Дорогая Л и ещё раз опять же Л,
наш Амур сегодня решился на самострел,
не побоялся ни Зевса, ни трибунала.
Скоро в атаку, но поле не перейти,
до чужих траншей добежит один из пяти.
Вроде хоть кто-то, но в целом досадно мало.
Я бы, конечно, не стал городить Париж,
но в этой грязи где убили, там и стоишь,
на страх врагам и стервятникам на поживу.
Который год мы воюем незнамо с кем,
спим под дождём, просыпаемся в злой тоске
перерождений и чуем, как слово лживо.
Потому что Киплинг, понятно, себе не враг:
чернила с пера – не то же, что кровь с пера,
А мои стихи сколь корявы, столь и кровавы.
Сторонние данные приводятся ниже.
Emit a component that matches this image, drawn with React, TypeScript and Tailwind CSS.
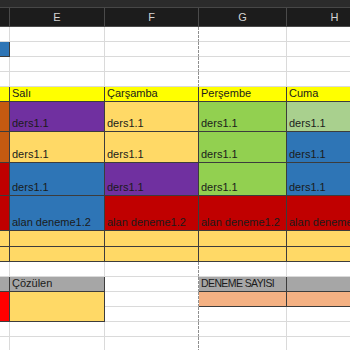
import React from 'react';

type CellProps = { bg?: string; text?: string; dark?: boolean; dashed?: boolean; span?: string; cls?: string };

// one spreadsheet cell, text sits at the bottom like Excel does
const Cell = ({ bg = 'bg-white', text, dark, dashed, span = '', cls = 'text-[11px]' }: CellProps) => {
  const border = dark
    ? 'border-r border-b border-[#3c3c3c]'
    : dashed
    ? 'border-b border-[#dadada] border-r border-r-[#8f8f8f] [border-right-style:dashed]'
    : 'border-r border-b border-[#dadada]';
  return (
    <div className={`${bg} ${border} ${span} ${cls} flex items-end overflow-hidden whitespace-nowrap pl-[2px] pb-[1px] leading-[13px] text-[#1b1b1b]`}>
      {text}
    </div>
  );
};

const WhiteRow = () => (
  <>
    <Cell />
    <Cell />
    <Cell dashed />
    <Cell />
    <Cell />
  </>
);

export default function App() {
  const head = 'bg-[#1c1c1c] border-r border-b border-[#4a4a4a] flex items-center justify-center text-[11px] text-[#d4d4d4]';

  return (
    <div className="w-[350px] h-[350px] overflow-hidden bg-white font-['Liberation_Sans',Arial,sans-serif]">
      <div className="grid w-max grid-cols-[10px_95px_94px_88px_96px] grid-rows-[8px_19px_15px_15px_15px_15px_15px_30px_31px_33px_35px_16px_15px_15px_15px_15px_15px_15px_15px]">
        {/* top toolbar strip */}
        <div className="col-span-5 bg-[#2b2b2b] border-b border-[#474747]" />

        {/* column headers */}
        <div className={head} />
        <div className={head}>E</div>
        <div className={head}>F</div>
        <div className={head}>G</div>
        <div className={head}>H</div>

        {/* empty rows */}
        <WhiteRow />
        <Cell bg="bg-[#2e75b6]" dark />
        <Cell />
        <Cell dashed />
        <Cell />
        <Cell />
        <WhiteRow />
        <WhiteRow />

        {/* days */}
        <Cell bg="bg-[#ffff00]" dark />
        <Cell bg="bg-[#ffff00]" dark text="Salı" />
        <Cell bg="bg-[#ffff00]" dark text="Çarşamba" />
        <Cell bg="bg-[#ffff00]" dark text="Perşembe" />
        <Cell bg="bg-[#ffff00]" dark text="Cuma" />

        {/* lessons */}
        <Cell bg="bg-[#c55a11]" dark />
        <Cell bg="bg-[#7030a0]" dark text="ders1.1" />
        <Cell bg="bg-[#ffd966]" dark text="ders1.1" />
        <Cell bg="bg-[#92d050]" dark text="ders1.1" />
        <Cell bg="bg-[#a9d08e]" dark text="ders1.1" />

        <Cell bg="bg-[#c55a11]" dark />
        <Cell bg="bg-[#ffd966]" dark text="ders1.1" />
        <Cell bg="bg-[#ffd966]" dark text="ders1.1" />
        <Cell bg="bg-[#92d050]" dark text="ders1.1" />
        <Cell bg="bg-[#2e75b6]" dark text="ders1.1" />

        <Cell bg="bg-[#c00000]" dark />
        <Cell bg="bg-[#2e75b6]" dark text="ders1.1" />
        <Cell bg="bg-[#7030a0]" dark text="ders1.1" />
        <Cell bg="bg-[#92d050]" dark text="ders1.1" />
        <Cell bg="bg-[#2e75b6]" dark text="ders1.1" />

        <Cell bg="bg-[#c00000]" dark />
        <Cell bg="bg-[#2e75b6]" dark text="alan deneme1.2" />
        <Cell bg="bg-[#c00000]" dark text="alan deneme1.2" />
        <Cell bg="bg-[#c00000]" dark text="alan deneme1.2" />
        <Cell bg="bg-[#c00000]" dark text="alan deneme1.2" />

        {[0, 1].map((i) => (
          <React.Fragment key={i}>
            <Cell bg="bg-[#ffd966]" dark />
            <Cell bg="bg-[#ffd966]" dark />
            <Cell bg="bg-[#ffd966]" dark />
            <Cell bg="bg-[#ffd966]" dark />
            <Cell bg="bg-[#ffd966]" dark />
          </React.Fragment>
        ))}

        <WhiteRow />

        {/* summary block */}
        <Cell bg="bg-[#a6a6a6]" dark />
        <Cell bg="bg-[#a6a6a6]" dark text="Çözülen" />
        <Cell dashed />
        <Cell bg="bg-[#a6a6a6]" dark text="DENEME SAYISI" cls="text-[10.5px] tracking-[-0.6px]" />
        <Cell bg="bg-[#a6a6a6]" dark />

        <Cell bg="bg-[#ff0000]" dark span="row-span-2" />
        <Cell bg="bg-[#ffd966]" dark span="row-span-2" />
        <Cell dashed />
        <Cell bg="bg-[#f4b183]" dark />
        <Cell bg="bg-[#f4b183]" dark />

        <Cell dashed />
        <Cell />
        <Cell />

        <WhiteRow />
        <WhiteRow />
      </div>
    </div>
  );
}
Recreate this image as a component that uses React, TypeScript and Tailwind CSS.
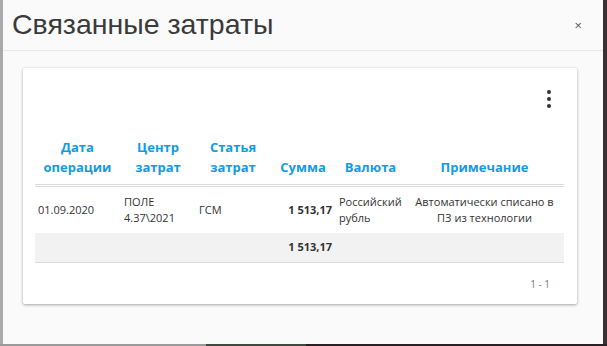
import React from 'react';
import { EllipsisVertical } from 'lucide-react';

const cellFont = { fontFamily: '"Open Sans", "Noto Sans", sans-serif' };

const App: React.FC = () => {
  return (
    <div className="w-[607px] h-[346px] flex flex-col bg-[#2b2326] overflow-hidden">
      <div className="flex h-[344px]">
        <div className="w-[3px] bg-[#a9a9a9]" />

        {/* Modal */}
        <div className="w-[600px] bg-[#fafafa] flex flex-col">
          <div className="h-[51px] flex items-center justify-between pl-[9px] pr-[21px] border-b border-[#e8e8e8]">
            <h2
              className="text-[28.5px] leading-none text-[#3a3a3a] font-normal -mt-[2px]"
              style={{ fontFamily: '"Liberation Sans", Arial, sans-serif' }}
            >
              Связанные затраты
            </h2>
            <button className="text-[13px] leading-none text-[#555]" style={cellFont}>
              ×
            </button>
          </div>

          <div className="pt-[17px] pl-[20px]">
            {/* Card */}
            <div className="w-[554px] h-[236px] bg-white rounded-[2px] shadow-[0_1px_3px_rgba(0,0,0,0.35)] pt-[19px] px-[12px]" style={cellFont}>
              <div className="flex justify-end pr-[4px]">
                <EllipsisVertical className="w-6 h-6 text-[#333]" />
              </div>

              <table className="mt-[22px] w-[529px] table-fixed border-collapse text-[11px] text-[#333]">
                <colgroup>
                  <col className="w-[85px]" />
                  <col className="w-[76px]" />
                  <col className="w-[74px]" />
                  <col className="w-[66px]" />
                  <col className="w-[69px]" />
                  <col className="w-[159px]" />
                </colgroup>
                <thead>
                  <tr className="border-b-[3px] border-double border-[#dcdcdc] text-[13px] leading-5 font-bold text-[#139be1]">
                    <th className="align-bottom text-center pt-1 pb-[7px]">Дата<br />операции</th>
                    <th className="align-bottom text-center pt-1 pb-[7px]">Центр<br />затрат</th>
                    <th className="align-bottom text-center pt-1 pb-[7px]">Статья<br />затрат</th>
                    <th className="align-bottom text-center pt-1 pb-[7px]">Сумма</th>
                    <th className="align-bottom text-center pt-1 pb-[7px]">Валюта</th>
                    <th className="align-bottom text-center pt-1 pb-[7px]">Примечание</th>
                  </tr>
                </thead>
                <tbody className="leading-4">
                  <tr className="h-[47px]">
                    <td className="align-middle pl-[3px]">01.09.2020</td>
                    <td className="align-middle pl-[4px]">ПОЛЕ<br />4.37\2021</td>
                    <td className="align-middle pl-[3px]">ГСМ</td>
                    <td className="align-middle text-right pr-[4px] font-bold">1 513,17</td>
                    <td className="align-middle pl-[3px]">Российский<br />рубль</td>
                    <td className="align-middle text-center">Автоматически списано в<br />ПЗ из технологии</td>
                  </tr>
                  <tr className="h-[30px] bg-[#f2f2f2] border-b border-[#dcdcdc]">
                    <td />
                    <td />
                    <td />
                    <td className="align-middle text-right pr-[4px] font-bold">1 513,17</td>
                    <td />
                    <td />
                  </tr>
                </tbody>
              </table>

              <div className="flex justify-end pr-[15px] pt-[13px] text-[10px] leading-4 text-[#777]">
                1 - 1
              </div>
            </div>
          </div>
        </div>

        <div className="flex-1 bg-[#3b3034]" />
      </div>
      <div className="flex h-[2px]">
        <div className="w-[206px] bg-[#9a9a9a]" />
        <div className="w-[100px] bg-[#3d4a3d]" />
        <div className="flex-1 bg-[#2a1f24]" />
      </div>
    </div>
  );
};

export default App;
В Рождество приносили письма мёртвым бойцам –
от подруг и невест, я читал эти письма сам,
и писал ответы, по долгу, не для забавы.
Кто ещё жив – то скалятся, то ворчат.
Просился к врачу, но вчера не стало врача,
на моих глазах осколками порубило.
Помню, как мы с тобой трахались на лугу.
Пьяные, да, но забыть тебя не могу.
Было неловко и сладко, и страшно мило.
Я здесь так долго, и странно, что жив ещё.
За нами река: течёт себе и течёт,
и рыбам в ней пофиг все подвиги и печали.
Дуракам везёт, а иным дуракам весьма.
Я влюблённый дурак: всё жду от тебя письма.
Впрочем, если не хочешь, не отвечай мне.